🤖 AI Summary
To address hardware constraints (limited qubits and shallow circuit depth), training instability, and high computational overhead of classical attention mechanisms, this paper proposes CLAQS—a compact, fully quantum token mixer designed for long-sequence text classification. Methodologically, CLAQS jointly learns complex-valued weights and nonlinear transformations within a unified quantum circuit; employs L1 amplitude normalization to enhance training stability; adopts a two-stage parametrized architecture that decouples shared embedding from local feed-forward modules; and integrates sliding-window processing with document-level aggregation for efficient long-range modeling. Evaluated on SST-2 and IMDB, CLAQS achieves 91.64% and 87.08% accuracy using only eight data qubits and shallow-depth circuits—substantially outperforming classical Transformers and state-of-the-art quantum-classical hybrid models.

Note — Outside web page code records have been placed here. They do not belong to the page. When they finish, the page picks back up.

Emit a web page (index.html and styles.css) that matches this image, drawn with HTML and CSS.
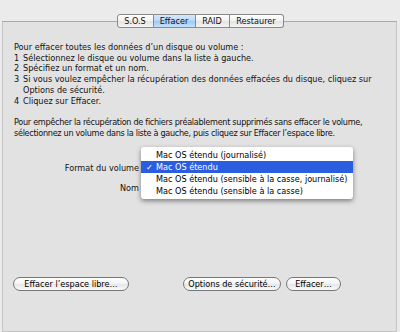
FILE: index.html
```html
<!DOCTYPE html>
<html lang="fr">
<head>
    <meta charset="UTF-8">
    <title>Utilitaire de disque - Effacer</title>
    <link rel="stylesheet" href="styles.css">
</head>
<body>
    <div class="tabs">
        <div class="tab sos">S.O.S</div>
        <div class="tab active">Effacer</div>
        <div class="tab">RAID</div>
        <div class="tab">Restaurer</div>
    </div>
    <div class="panel">
        <div class="intro">
            <p>Pour effacer toutes les données d’un disque ou volume :</p>
            <p class="step"><span class="num">1</span><span>Sélectionnez le disque ou volume dans la liste à gauche.</span></p>
            <p class="step"><span class="num">2</span><span>Spécifiez un format et un nom.</span></p>
            <p class="step"><span class="num">3</span><span>Si vous voulez empêcher la récupération des données effacées du disque, cliquez sur Options de sécurité.</span></p>
            <p class="step"><span class="num">4</span><span>Cliquez sur Effacer.</span></p>
        </div>
        <p class="intro second">Pour empêcher la récupération de fichiers préalablement supprimés sans effacer le volume, sélectionnez un volume dans la liste à gauche, puis cliquez sur Effacer l’espace libre.</p>

        <div class="form">
            <div class="row">
                <label class="lbl">Format du volume</label>
                <div class="popup"></div>
            </div>
            <div class="row">
                <label class="lbl">Nom</label>
                <div class="field"></div>
            </div>
            <ul class="menu">
                <li>Mac OS étendu (journalisé)</li>
                <li class="selected"><span class="check">✓</span>Mac OS étendu</li>
                <li>Mac OS étendu (sensible à la casse, journalisé)</li>
                <li>Mac OS étendu (sensible à la casse)</li>
            </ul>
        </div>

        <div class="buttons">
            <button class="btn wide">Effacer l’espace libre…</button>
            <div class="right">
                <button class="btn opts">Options de sécurité…</button>
                <button class="btn erase">Effacer…</button>
            </div>
        </div>
    </div>
</body>
</html>
```

FILE: styles.css
```css
body {
    margin: 0;
    background: #ebebeb;
    font-family: "DejaVu Sans", sans-serif;
    font-size: 8.15px;
    color: #111;
}
.tabs {
    display: flex;
    justify-content: center;
    margin-top: 14px;
    position: relative;
    z-index: 1;
}
.tab {
    height: 12px;
    line-height: 12px;
    text-align: center;
    background: linear-gradient(#ffffff, #f1f1f1 50%, #e3e3e3 51%, #f4f4f4);
    border: 1px solid #8a8a8a;
    border-left: none;
    width: 33px;
}
.tab.sos {
    width: 35px;
}
.tab.active {
    width: 41px;
    background: linear-gradient(#d7e9fb, #b9d8f7 50%, #9cc8f3 51%, #c6e2fb);
}
.tab:first-child {
    border-left: 1px solid #8a8a8a;
    border-radius: 3px 0 0 3px;
}
.tab:last-child {
    width: 53px;
    border-radius: 0 3px 3px 0;
}
.panel {
    position: relative;
    margin: -7px 3px 0 2px;
    height: 309px;
    border: 1px solid #c4c4c4;
    border-top-color: #a9a9a9;
    background: #e2e2e2;
    padding: 0 10px 0 11px;
}
.intro {
    margin-top: 20px;
}
.intro p, p.intro {
    margin: 0;
    line-height: 10.7px;
}
.step {
    display: flex;
}
.num {
    width: 9px;
    flex-shrink: 0;
}
.second {
    margin-top: 11px !important;
    letter-spacing: -0.3px;
}
.form {
    margin-top: 19px;
}
.row {
    display: flex;
    align-items: center;
    height: 20px;
}
.lbl {
    width: 125px;
    text-align: right;
    padding-right: 3px;
}
.menu {
    position: absolute;
    left: 138px;
    top: 125px;
    width: 212px;
    margin: 0;
    padding: 2px 0;
    list-style: none;
    background: #fff;
    border-radius: 3px;
    box-shadow: 0 2px 5px rgba(0, 0, 0, 0.45);
}
.menu li {
    height: 12px;
    line-height: 12px;
    padding-left: 15px;
    position: relative;
    color: #000;
    white-space: nowrap;
}
.menu li.selected {
    background: #2b5de0;
    color: #fff;
}
.check {
    position: absolute;
    left: 5px;
}
.buttons {
    position: absolute;
    left: 10px;
    top: 255px;
    display: flex;
}
.right {
    margin-left: 54px;
    display: flex;
    gap: 5px;
}
.btn {
    height: 14px;
    padding: 0;
    font: inherit;
    color: #000;
    white-space: nowrap;
    border: 1px solid #777;
    border-radius: 7px;
    background: linear-gradient(#ffffff, #f3f3f3 50%, #e6e6e6 51%, #fafafa);
}
.btn.wide {
    width: 116px;
}
.btn.opts {
    width: 98px;
}
.btn.erase {
    width: 55px;
}
```
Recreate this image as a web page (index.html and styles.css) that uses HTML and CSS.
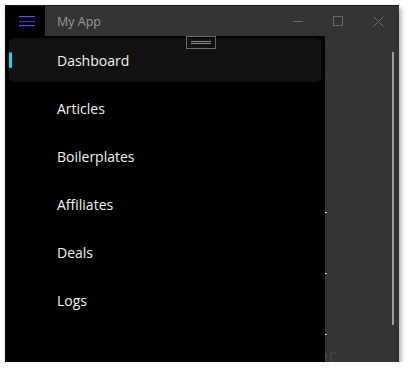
FILE: index.html
```html
<!DOCTYPE html>
<html>
<head>
<meta charset="utf-8">
<link rel="stylesheet" href="styles.css">
</head>
<body>
<div class="window">
  <div class="titlebar">
    <div class="hamburger">
      <svg width="16" height="11" viewBox="0 0 16 11"><rect x="0" y="0" width="16" height="1.2" fill="#6a45ff"/><rect x="0" y="5" width="16" height="1.2" fill="#4a2fb8"/><rect x="0" y="9" width="16" height="1.2" fill="#6a45ff"/></svg>
    </div>
    <div class="title">My App</div>
    <div class="controls">
      <div class="ctl"><svg width="10" height="10" viewBox="0 0 10 10"><line x1="0" y1="5.5" x2="10" y2="5.5" stroke="#6a6a6a" stroke-width="1"/></svg></div>
      <div class="ctl"><svg width="10" height="10" viewBox="0 0 10 10"><rect x="0.5" y="0.5" width="9" height="9" fill="none" stroke="#6a6a6a" stroke-width="1"/></svg></div>
      <div class="ctl"><svg width="11" height="11" viewBox="0 0 11 11"><path d="M0.5 0.5L10.5 10.5M10.5 0.5L0.5 10.5" stroke="#6a6a6a" stroke-width="1"/></svg></div>
    </div>
  </div>
  <div class="body">
    <nav class="pane">
      <div class="item active"><span class="indicator"></span>Dashboard</div>
      <div class="item">Articles</div>
      <div class="item">Boilerplates</div>
      <div class="item">Affiliates</div>
      <div class="item">Deals</div>
      <div class="item">Logs</div>
      <div class="grip"><span></span><span></span></div>
    </nav>
    <div class="content">
      <span class="tick t1"></span>
      <span class="tick t2"></span>
      <span class="tick t3"></span>
      <span class="ghost">er</span>
      <div class="scrollbar"></div>
    </div>
  </div>
</div>
</body>
</html>
```
FILE: styles.css
```css
html, body {
  margin: 0;
  padding: 0;
  background: #ffffff;
}
body {
  padding: 5px 0 0 5px;
  font-family: "Open Sans", "Noto Sans", sans-serif;
}
.window {
  width: 394px;
  height: 357px;
  background: #333333;
  box-shadow: 2px 3px 5px rgba(0,0,0,0.35);
  border-top: 1px solid #1c1c1c;
  box-sizing: border-box;
  display: flex;
  flex-direction: column;
  overflow: hidden;
}
.titlebar {
  height: 30px;
  display: flex;
  align-items: center;
  flex: none;
}
.hamburger {
  width: 40px;
  height: 30px;
  background: #000;
  display: flex;
  align-items: center;
  justify-content: center;
  padding-left: 4px;
  box-sizing: border-box;
}
.hamburger svg { display: block; }
.title {
  margin-left: 12px;
  color: #9a9a9a;
  font-size: 12.5px;
  flex: 1;
}
.controls {
  display: flex;
  margin-right: 1px;
}
.ctl {
  width: 40px;
  height: 30px;
  display: flex;
  align-items: center;
  justify-content: center;
}
.ctl svg { display: block; }
.body {
  flex: 1;
  display: flex;
  position: relative;
}
.pane {
  width: 320px;
  background: #000;
  padding: 2px 4px 0 4px;
  box-sizing: border-box;
  position: relative;
  display: flex;
  flex-direction: column;
  gap: 4px;
  z-index: 1;
}
.item {
  height: 44px;
  display: flex;
  align-items: center;
  padding-left: 48px;
  color: #f2f2f2;
  font-size: 14px;
  border-radius: 5px;
  position: relative;
}
.item.active {
  background: #111111;
}
.indicator {
  position: absolute;
  left: 0;
  top: 14px;
  width: 3px;
  height: 16px;
  border-radius: 2px;
  background: #17d8ef;
}
.grip {
  position: absolute;
  left: 181px;
  top: 0;
  width: 28px;
  height: 11px;
  border: 1px solid #6c6c6c;
  display: flex;
  flex-direction: column;
  align-items: center;
  justify-content: center;
  gap: 1px;
}
.grip span {
  width: 20px;
  height: 1px;
  background: #8a8a8a;
}
.content {
  flex: 1;
  position: relative;
}
.tick {
  position: absolute;
  left: 0;
  width: 2px;
  height: 1px;
  background: #cfcfcf;
}
.t1 { top: 176px; }
.t2 { top: 237px; }
.t3 { top: 298px; }
.ghost {
  position: absolute;
  left: -8px;
  top: 306px;
  font-size: 20px;
  color: #444;
}
.scrollbar {
  position: absolute;
  left: 67px;
  top: 16px;
  width: 2px;
  height: 273px;
  background: #9a9a9a;
}
```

These results demonstrate the feasibility and advantages of fully quantum natural language processing.
📝 Abstract
Quantum compute is scaling fast, from cloud QPUs to high throughput GPU simulators, making it timely to prototype quantum NLP beyond toy tasks. However, devices remain qubit limited and depth limited, training can be unstable, and classical attention is compute and memory heavy. This motivates compact, phase aware quantum token mixers that stabilize amplitudes and scale to long sequences. We present CLAQS, a compact, fully quantum token mixer for text classification that jointly learns complex-valued mixing and nonlinear transformations within a unified quantum circuit. To enable stable end-to-end optimization, we apply l1 normalization to regulate amplitude scaling and introduce a two-stage parameterized quantum architecture that decouples shared token embeddings from a window-level quantum feed-forward module. Operating under a sliding-window regime with document-level aggregation, CLAQS requires only eight data qubits and shallow circuits, yet achieves 91.64% accuracy on SST-2 and 87.08% on IMDB, outperforming both classical Transformer baselines and strong hybrid quantum-classical counterparts.